You’ve invested diligently for years and are now close to the day when you can finally withdraw from your retirement account. The last thing you want is a penalty for overdrawing from your account and paying taxes on your hard-earned gains.

While most investors are aware of penalties for withdrawing from their IRA early, you can also be penalized if you don’t withdraw the appropriate amount of money from your retirement account each year.

Knowing how to calculate your required minimum distribution can help you avoid unnecessary penalties that could diminish your investment.  

What Is the Required Minimum Distribution?

A required minimum distribution(RMD) is a minimum withdrawal you’re required to take from your Traditional SEP, SIMPLE, self-directed, or standard IRA once you reach 73. RMD requirements are set by the Internal Revenue Service (IRS) and are based on the age of retirement account holders.

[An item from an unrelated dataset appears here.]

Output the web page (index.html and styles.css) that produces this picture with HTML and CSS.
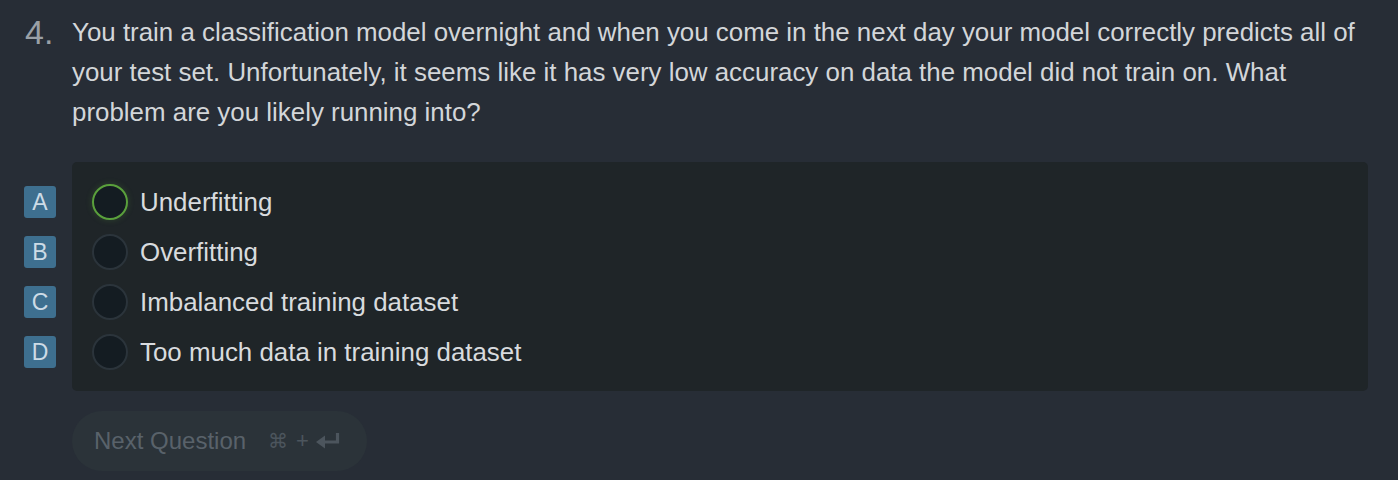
FILE: index.html
```html
<!DOCTYPE html>
<html>
<head>
<meta charset="utf-8">
<link rel="stylesheet" href="styles.css">
</head>
<body>
<div class="quiz">
  <div class="question">
    <div class="num">4.</div>
    <div class="qtext">You train a classification model overnight and when you come in the next day your model correctly predicts all of your test set. Unfortunately, it seems like it has very low accuracy on data the model did not train on. What problem are you likely running into?</div>
  </div>
  <div class="answers">
    <div class="keys">
      <div class="key">A</div>
      <div class="key">B</div>
      <div class="key">C</div>
      <div class="key">D</div>
    </div>
    <div class="panel">
      <div class="opt"><span class="radio selected"></span><span class="label">Underfitting</span></div>
      <div class="opt"><span class="radio"></span><span class="label">Overfitting</span></div>
      <div class="opt"><span class="radio"></span><span class="label">Imbalanced training dataset</span></div>
      <div class="opt"><span class="radio"></span><span class="label">Too much data in training dataset</span></div>
    </div>
  </div>
  <div class="actions">
    <button class="next">Next Question
      <span class="shortcut"><span class="cmd">⌘</span><span class="plus">+</span><svg class="enter" width="26" height="20" viewBox="0 0 26 20"><path d="M22.5 2 V11 H9" fill="none" stroke="currentColor" stroke-width="3.2"/><path d="M1 11 L10 4.5 V17.5 Z" fill="currentColor"/></svg></span>
    </button>
  </div>
</div>
</body>
</html>
```
FILE: styles.css
```css
html, body {
  margin: 0;
  padding: 0;
  background: #272d36;
  height: 100%;
}
body {
  font-family: "Liberation Sans", Arial, sans-serif;
  color: #d3d6d9;
  overflow: hidden;
}
.quiz {
  padding: 12px 30px 0 24px;
}
.question {
  display: flex;
  align-items: flex-start;
}
.num {
  width: 48px;
  flex: none;
  font-size: 34px;
  line-height: 40px;
  color: #9aa0a6;
  padding-left: 1px;
  box-sizing: border-box;
}
.qtext {
  font-size: 25.9px;
  line-height: 40px;
  color: #d3d6d9;
}
.answers {
  display: flex;
  margin-top: 30px;
}
.keys {
  width: 48px;
  flex: none;
  display: flex;
  flex-direction: column;
  padding-top: 24px;
}
.key {
  width: 32px;
  height: 32px;
  margin: 0 0 18px 0;
  background: #3e6f8f;
  border-radius: 3px;
  color: #cddbe6;
  font-size: 23px;
  line-height: 32px;
  text-align: center;
}
.panel {
  flex: 1;
  background: #1f2528;
  border-radius: 5px;
  padding: 15px 20px 14px 20px;
}
.opt {
  display: flex;
  align-items: center;
  height: 50px;
}
.radio {
  width: 32px;
  height: 32px;
  border-radius: 50%;
  border: 2px solid #2b343b;
  background: #141c22;
  flex: none;
  margin-right: 12px;
}
.radio.selected {
  border-color: #5aa03c;
  box-shadow: 0 0 6px rgba(90, 160, 60, 0.25);
}
.label {
  font-size: 25.9px;
  color: #d8dbde;
}
.actions {
  margin: 20px 0 0 48px;
}
.next {
  display: inline-flex;
  align-items: center;
  height: 60px;
  padding: 0 26px 0 22px;
  border: none;
  border-radius: 30px;
  background: #2b3339;
  color: #59626a;
  font-family: "Liberation Sans", Arial, sans-serif;
  font-size: 24px;
}
.shortcut {
  display: inline-flex;
  align-items: center;
  margin-left: 22px;
  color: #4c555d;
  font-size: 22px;
}
.cmd {
  font-family: "DejaVu Sans", sans-serif;
  font-size: 20px;
}
.plus {
  margin: 0 6px 0 8px;
}
.enter {
  display: block;
}
```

RMDs are considered taxable income, and withdrawals should be included during the appropriate tax year using Form 1099-R. However, if your retirement funds were already taxed, such as in a Roth IRA, withdrawals are not included as part of your annual taxable income.

When Do RMDs Start?

If you turn 73 on or after January 1, 2023, you must begin taking RMDs by April 1 of the year following your 73rd birthday. After your initial distribution, you must continue taking annual RMDs by December 31 each year. As such, if you wait until April 1 of the following year to take your first RMD, you’ll be required to take a second RMD that year to meet the annual RMD requirement.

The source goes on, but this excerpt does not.